Il valzer di Trump con Putin
Sanzioni, inviti a casa, espulsioni, favori. America ondivaga con Mosca
Ecosì ieri è saltato fuori che il presidente americano, Donald Trump, nella telefonata del 20 marzo con il presidente russo Vladimir Putin lo ha invitato alla Casa Bianca. Si era nel mezzo del caso Skripal, il disertore russo che il 4 marzo è stato colpito da un’arma chimica che non si può fabbricare in cantina e la cui formula è stata inventata per la prima volta nei laboratori dell’Unione sovietica. Lo staff di Trump lo implorava di non fare le congratulazioni a Putin per la vittoria alle elezioni – esito scontato per la mancanza di una vera opposizione, come si sapeva molto in anticipo – e mantenere in questo modo un certo distacco che aiuta nelle questioni internazionali. Soprattutto se sei accusato di essere troppo vicino alla Russia, e di avere avuto rapporti poco chiari durante la campagna elettorale. E invece si va avanti così, un passo avanti e due indietro.

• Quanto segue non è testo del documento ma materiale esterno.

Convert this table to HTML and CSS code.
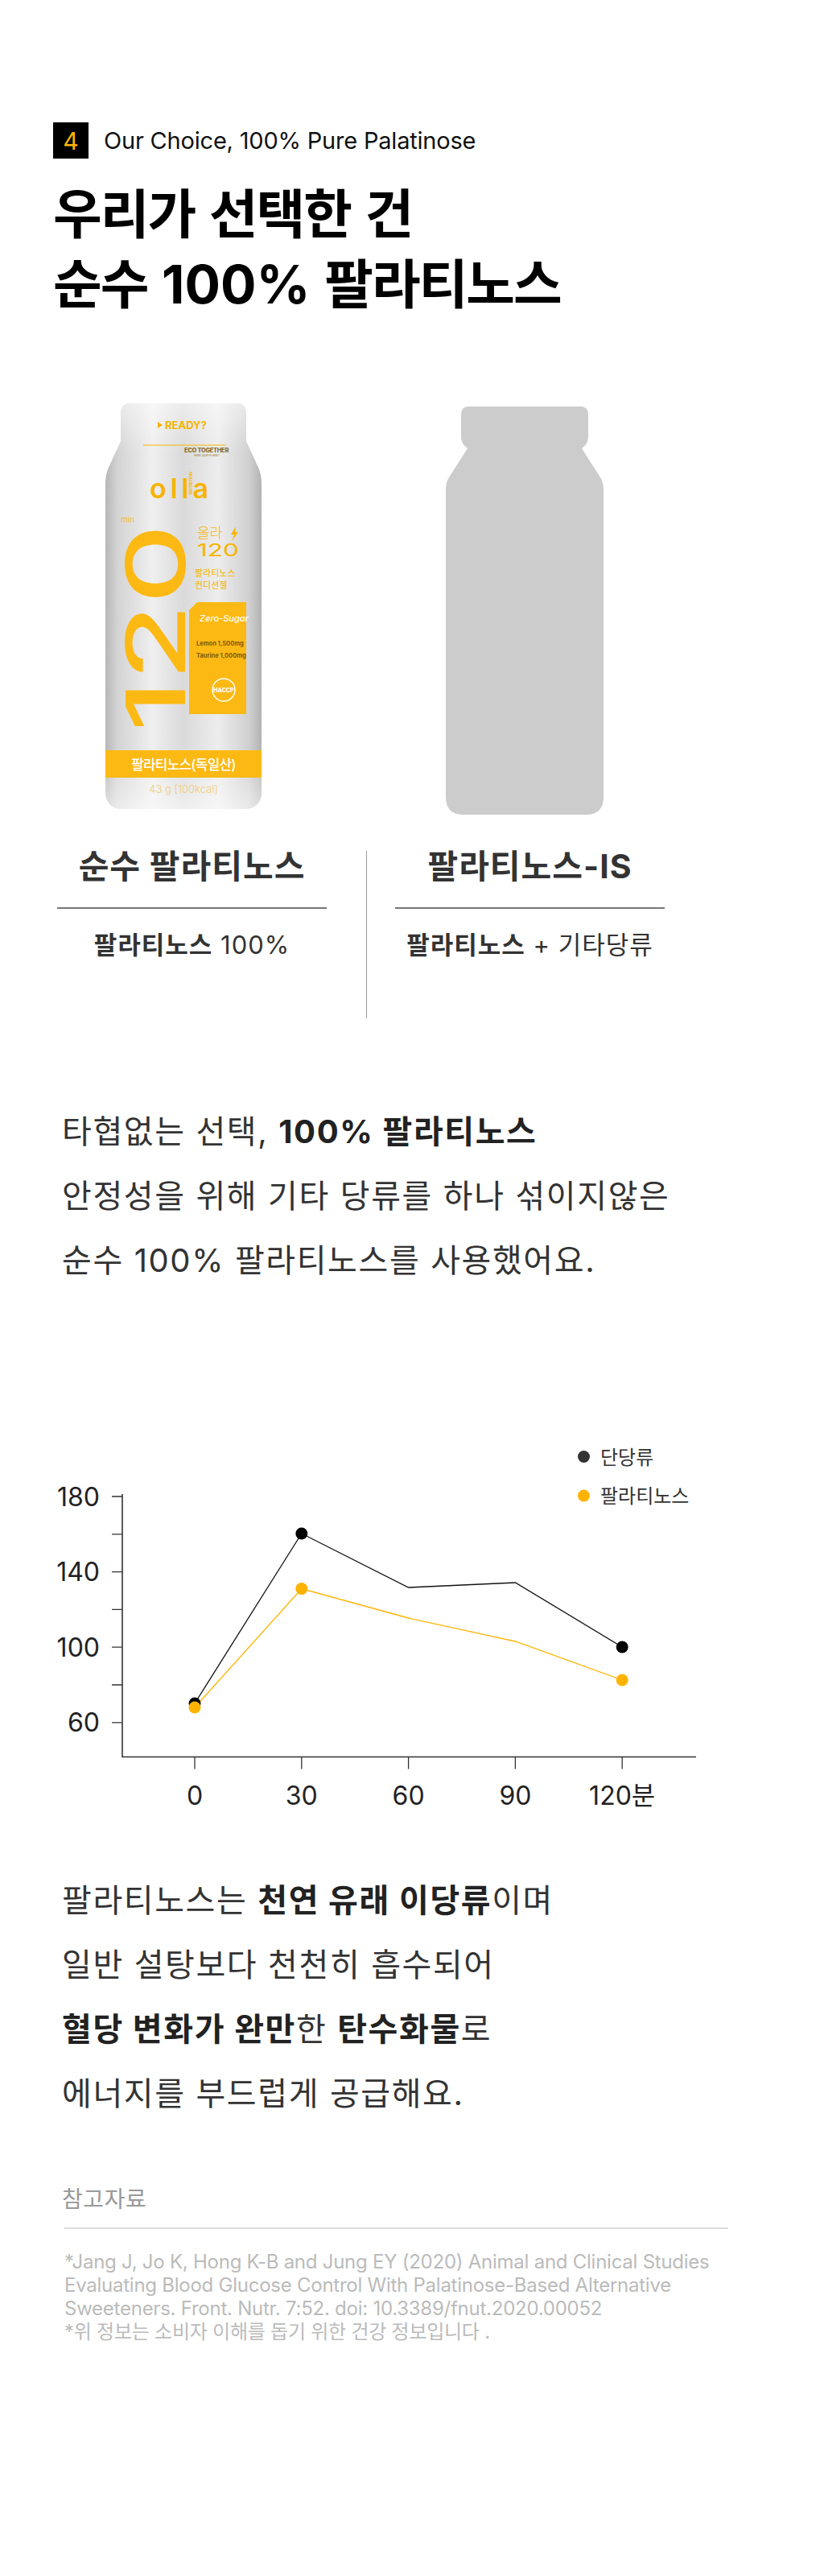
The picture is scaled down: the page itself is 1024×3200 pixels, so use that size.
FILE: index.html
```html
<!DOCTYPE html>
<html lang="ko">
<head>
<meta charset="utf-8">
<title>Our Choice, 100% Pure Palatinose</title>
<link rel="stylesheet" href="styles.css">
</head>
<body>
<main class="page">
  <header class="eyebrow">
    <span class="badge">4</span>
    <span class="eyebrow-text">Our Choice, 100% Pure Palatinose</span>
  </header>
  <h1 class="title">우리가 선택한 건<br>순수 <span class="num">100%</span> 팔라티노스</h1>

  <section class="compare">
    <div class="products">
      <svg class="pouch" width="194" height="505" viewBox="0 0 194 505" aria-label="올라 120 팔라티노스 컨디션젤">
        <defs>
          <linearGradient id="foil" x1="0" x2="1" y1="0" y2="0">
            <stop offset="0" stop-color="#b7b7b7"/>
            <stop offset="0.08" stop-color="#d4d4d4"/>
            <stop offset="0.3" stop-color="#efefef"/>
            <stop offset="0.5" stop-color="#dadada"/>
            <stop offset="0.72" stop-color="#ededed"/>
            <stop offset="0.92" stop-color="#d0d0d0"/>
            <stop offset="1" stop-color="#b3b3b3"/>
          </linearGradient>
          <linearGradient id="foilV" x1="0" x2="0" y1="0" y2="1">
            <stop offset="0" stop-color="#ffffff" stop-opacity="0.5"/>
            <stop offset="0.12" stop-color="#ffffff" stop-opacity="0"/>
            <stop offset="0.85" stop-color="#ffffff" stop-opacity="0"/>
            <stop offset="1" stop-color="#ffffff" stop-opacity="0.55"/>
          </linearGradient>
        </defs>
        <path d="M31 0 H163 Q175 0 175 12 V47 L191 82 Q194 90 194 100 V482 Q194 501 176 504 H18 Q0 501 0 482 V100 Q0 90 3 82 L19 47 V12 Q19 0 31 0 Z" fill="url(#foil)"/>
        <path d="M31 0 H163 Q175 0 175 12 V47 L191 82 Q194 90 194 100 V482 Q194 501 176 504 H18 Q0 501 0 482 V100 Q0 90 3 82 L19 47 V12 Q19 0 31 0 Z" fill="url(#foilV)"/>
        <path d="M65 23 L71 27 L65 31 Z" fill="#f6b400"/>
        <text x="74" y="32" class="pk pk-ready">READY?</text>
        <line x1="47" y1="52" x2="150" y2="52" stroke="#f6b400" stroke-width="1.2"/>
        <text x="98" y="61" class="pk pk-eco">ECO TOGETHER</text>
        <text x="110" y="66" class="pk pk-eco2">SAVE OUR PLANET</text>
        <text x="55" y="118" class="pk pk-logo">olla</text>
        <text transform="translate(108 113) rotate(-90)" class="pk pk-nutri">NUTRITION</text>
        <text x="19" y="148" class="pk pk-min">min</text>
        <text transform="translate(99 408) rotate(-90)" class="pk pk-big" textLength="258" lengthAdjust="spacingAndGlyphs">120</text>
        <text x="114" y="167" class="pk pk-olla">올라</text>
        <path d="M162 153 L156 163 H160 L157 171 L165 160 H161 Z" fill="#f6b400"/>
        <text x="114" y="190" class="pk pk-120" textLength="52" lengthAdjust="spacingAndGlyphs">120</text>
        <text x="111" y="215" class="pk pk-small">팔라티노스</text>
        <text x="111" y="230" class="pk pk-small">컨디션젤</text>
        <path d="M114 247 H175 V386 H104 V257 Z" fill="#fdb913"/>
        <text x="117" y="271" class="pk pk-zero">Zero-Sugar</text>
        <text x="113" y="301" class="pk pk-ing">Lemon 1,500mg</text>
        <text x="113" y="316" class="pk pk-ing">Taurine 1,000mg</text>
        <circle cx="147" cy="356" r="14" fill="none" stroke="#ffffff" stroke-width="1.4"/>
        <text x="147" y="359" class="pk pk-haccp">HACCP</text>
        <rect x="0" y="431" width="194" height="34" fill="#fdb913"/>
        <text x="97" y="455" class="pk pk-band">팔라티노스(독일산)</text>
        <text x="97" y="484" class="pk pk-kcal">43 g [100kcal]</text>
      </svg>
      <svg class="bottle" width="196" height="507" viewBox="0 0 196 507" aria-label="팔라티노스-IS">
        <path d="M29 0 H167 Q177 0 177 10 V38 Q177 46 169 52 L192 88 Q196 94 196 104 V485 Q196 507 174 507 H22 Q0 507 0 485 V104 Q0 94 4 88 L27 52 Q19 46 19 38 V10 Q19 0 29 0 Z" fill="#cccccc"/>
      </svg>
    </div>

    <div class="compare-row">
      <div class="compare-col">
        <h2>순수 팔라티노스</h2>
        <div class="rule"></div>
        <p><b>팔라티노스</b> 100%</p>
      </div>
      <div class="divider"></div>
      <div class="compare-col">
        <h2>팔라티노스-IS</h2>
        <div class="rule"></div>
        <p><b>팔라티노스</b> + 기타당류</p>
      </div>
    </div>
  </section>

  <p class="lead">타협없는 선택, <b>100% 팔라티노스</b><br>안정성을 위해 기타 당류를 하나 섞이지않은<br>순수 100% 팔라티노스를 사용했어요.</p>

  <figure class="chart">
    <svg class="chart-svg" width="900" height="480" viewBox="66 1780 900 480" aria-label="혈당 변화 그래프">
      <circle cx="725.5" cy="1809.5" r="7.5" fill="#333333"/>
      <text x="746" y="1818.5" class="ch-legend">단당류</text>
      <circle cx="725.5" cy="1858" r="7.5" fill="#ffb300"/>
      <text x="746" y="1867" class="ch-legend">팔라티노스</text>

      <path d="M152 1856 V2182.5 H865" fill="none" stroke="#333333" stroke-width="1.6"/>
      <path d="M139 1859 H152 M139 1905.8 H152 M139 1952.6 H152 M139 1999.4 H152 M139 2046.2 H152 M139 2093 H152 M139 2139.8 H152" stroke="#333333" stroke-width="1.3"/>
      <path d="M242 2182.5 V2197.5 M374.8 2182.5 V2197.5 M507.6 2182.5 V2197.5 M640.4 2182.5 V2197.5 M773.2 2182.5 V2197.5" stroke="#333333" stroke-width="1.3"/>

      <text x="124" y="1870.6" class="ch-axis" text-anchor="end">180</text>
      <text x="124" y="1964.2" class="ch-axis" text-anchor="end">140</text>
      <text x="124" y="2057.8" class="ch-axis" text-anchor="end">100</text>
      <text x="124" y="2151.4" class="ch-axis" text-anchor="end">60</text>

      <text x="242" y="2241.6" class="ch-axis" text-anchor="middle">0</text>
      <text x="374.8" y="2241.6" class="ch-axis" text-anchor="middle">30</text>
      <text x="507.6" y="2241.6" class="ch-axis" text-anchor="middle">60</text>
      <text x="640.4" y="2241.6" class="ch-axis" text-anchor="middle">90</text>
      <text x="773.2" y="2241.6" class="ch-axis" text-anchor="middle">120분</text>

      <polyline points="242,2116 374.8,1905 507.6,1972 640.4,1966 773.2,2046" fill="none" stroke="#111111" stroke-width="1.3"/>
      <polyline points="242,2121 374.8,1973.6 507.6,2010 640.4,2039 773.2,2087" fill="none" stroke="#ffb300" stroke-width="1.3"/>
      <circle cx="242" cy="2116" r="7.5" fill="#000000"/>
      <circle cx="374.8" cy="1905" r="7.5" fill="#000000"/>
      <circle cx="773.2" cy="2046" r="7.5" fill="#000000"/>
      <circle cx="242" cy="2121" r="7.5" fill="#ffb300"/>
      <circle cx="374.8" cy="1973.6" r="7.5" fill="#ffb300"/>
      <circle cx="773.2" cy="2087" r="7.5" fill="#ffb300"/>
    </svg>
  </figure>

  <p class="lead lead-2">팔라티노스는 <b>천연 유래 이당류</b>이며<br>일반 설탕보다 천천히 흡수되어<br><b>혈당 변화가 완만</b>한 <b>탄수화물</b>로<br>에너지를 부드럽게 공급해요.</p>

  <section class="refs">
    <h3 class="refs-title">참고자료</h3>
    <div class="refs-rule"></div>
    <p class="refs-text">*Jang J, Jo K, Hong K-B and Jung EY (2020) Animal and Clinical Studies<br>Evaluating Blood Glucose Control With Palatinose-Based Alternative<br>Sweeteners. Front. Nutr. 7:52. doi: 10.3389/fnut.2020.00052<br>*위 정보는 소비자 이해를 돕기 위한 건강 정보입니다 .</p>
  </section>
</main>
</body>
</html>
```

FILE: styles.css
```css
* { box-sizing: border-box; }
html, body { margin: 0; padding: 0; background: #ffffff; }
body {
  font-family: Inter, "Noto Sans CJK KR", sans-serif;
  color: #111111;
}
.page {
  width: 1024px;
  min-height: 3200px;
  padding: 152px 0 0 66px;
}

/* eyebrow */
.eyebrow { display: flex; align-items: center; gap: 19px; height: 45px; }
.badge {
  width: 44px; height: 45px;
  background: #000000; color: #ffb400;
  font-size: 30px; line-height: 1;
  display: flex; align-items: center; justify-content: center;
}
.eyebrow-text { font-size: 29px; line-height: 1; color: #111111; letter-spacing: -0.2px; }

/* title */
.title {
  margin: 26px 0 0;
  font-size: 66px; line-height: 87px; font-weight: 700;
  color: #000000; letter-spacing: -2px; word-spacing: 4px;
}
.title .num { letter-spacing: 0; }

/* products + comparison */
.products { display: flex; align-items: flex-start; margin-top: 104px; }
.pouch { display: block; margin-left: 65px; }
.bottle { display: block; margin-left: 229px; margin-top: 4px; }

.compare-row { display: flex; margin: 40px 0 0 5px; }
.compare-col { width: 335px; text-align: center; }
.compare-col h2 {
  margin: 0; font-size: 41px; line-height: 48px; font-weight: 700;
  color: #333333; letter-spacing: 1px;
}
.rule { height: 2px; background: #777777; margin-top: 27px; }
.compare-col p {
  margin: 25px 0 0; font-size: 31px; line-height: 40px;
  color: #333333; letter-spacing: 1px;
}
.compare-col p b { font-weight: 700; }
.divider { width: 1px; height: 208px; margin: 5px 35px 0 49px; background: #9a9a9a; }

/* body copy */
.lead {
  margin: 101px 0 0 11px;
  font-size: 40px; line-height: 80px; color: #333333;
  letter-spacing: 1.6px;
}
.lead b { font-weight: 700; color: #222222; }
.lead-2 { margin-top: 61px; }

/* chart */
.chart { margin: 174px 0 0; }
.chart-svg { display: block; }
.ch-legend { font-family: Inter, "Noto Sans CJK KR", sans-serif; font-size: 24px; fill: #333333; }
.ch-axis { font-family: Inter, "Noto Sans CJK KR", sans-serif; font-size: 32px; fill: #222222; }

/* references */
.refs { margin: 73px 0 0 11px; }
.refs-title {
  margin: 0; font-size: 28px; line-height: 36px; font-weight: 400;
  color: #999999; letter-spacing: 0.6px;
}
.refs-rule { width: 825px; height: 2px; margin: 17px 0 0 3px; background: #dddddd; }
.refs-text {
  margin: 26px 0 0 3px;
  font-size: 24px; line-height: 29px; color: #bbbbbb; letter-spacing: -0.25px;
}

/* package artwork texts */
.pk { font-family: Inter, "Noto Sans CJK KR", sans-serif; fill: #f6b400; }
.pk-ready { font-size: 13px; font-weight: 700; }
.pk-eco { font-size: 7.5px; font-weight: 800; fill: #8a6d2a; letter-spacing: -0.3px; }
.pk-eco2 { font-size: 3.5px; fill: #8a6d2a; }
.pk-logo { font-size: 34px; font-weight: 600; letter-spacing: 5px; }
.pk-nutri { font-size: 5px; font-weight: 700; }
.pk-min { font-size: 10px; font-weight: 300; }
.pk-big { font-size: 102px; font-weight: 500; fill: #fdb913; }
.pk-olla { font-size: 17px; font-weight: 300; }
.pk-120 { font-size: 22px; font-weight: 400; }
.pk-small { font-size: 11px; font-weight: 400; }
.pk-zero { font-size: 11px; font-weight: 500; fill: #ffffff; font-style: italic; }
.pk-ing { font-size: 7.5px; font-weight: 700; fill: #7a5b10; }
.pk-haccp { font-size: 7px; font-weight: 800; fill: #ffffff; text-anchor: middle; }
.pk-band { font-size: 17px; font-weight: 500; fill: #ffffff; text-anchor: middle; letter-spacing: -0.8px; }
.pk-kcal { font-size: 13px; font-weight: 300; fill: #f0cd74; text-anchor: middle; }
```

Il 15 marzo il governo americano annuncia sanzioni contro la Russia per le interferenze (provate e dimostrate) in campagna elettorale, il 20 marzo Trump invita Putin alla Casa Bianca durante una conversazione al telefono, il 29 l’Amministrazione Trump espelle sessanta “diplomatici” russi – qualcuno con meno understatement li chiama agenti dei servizi segreti russi – e pochi giorni fa Trump dice che vorrebbe tutti i suoi militari fuori dalla Siria presto – che sarebbe un bel favore ai russi, un piacere molto più grande e a lunga durata del dispiacere inflitto con l’espulsione delle spie. La sensazione è che le decisioni siano prese da due teste diverse dentro l’Amministrazione americana: lo staff che tenta di contenere Putin e il presidente, sedotto irrimediabilmente. Ma l’ultima parola è sempre la sua.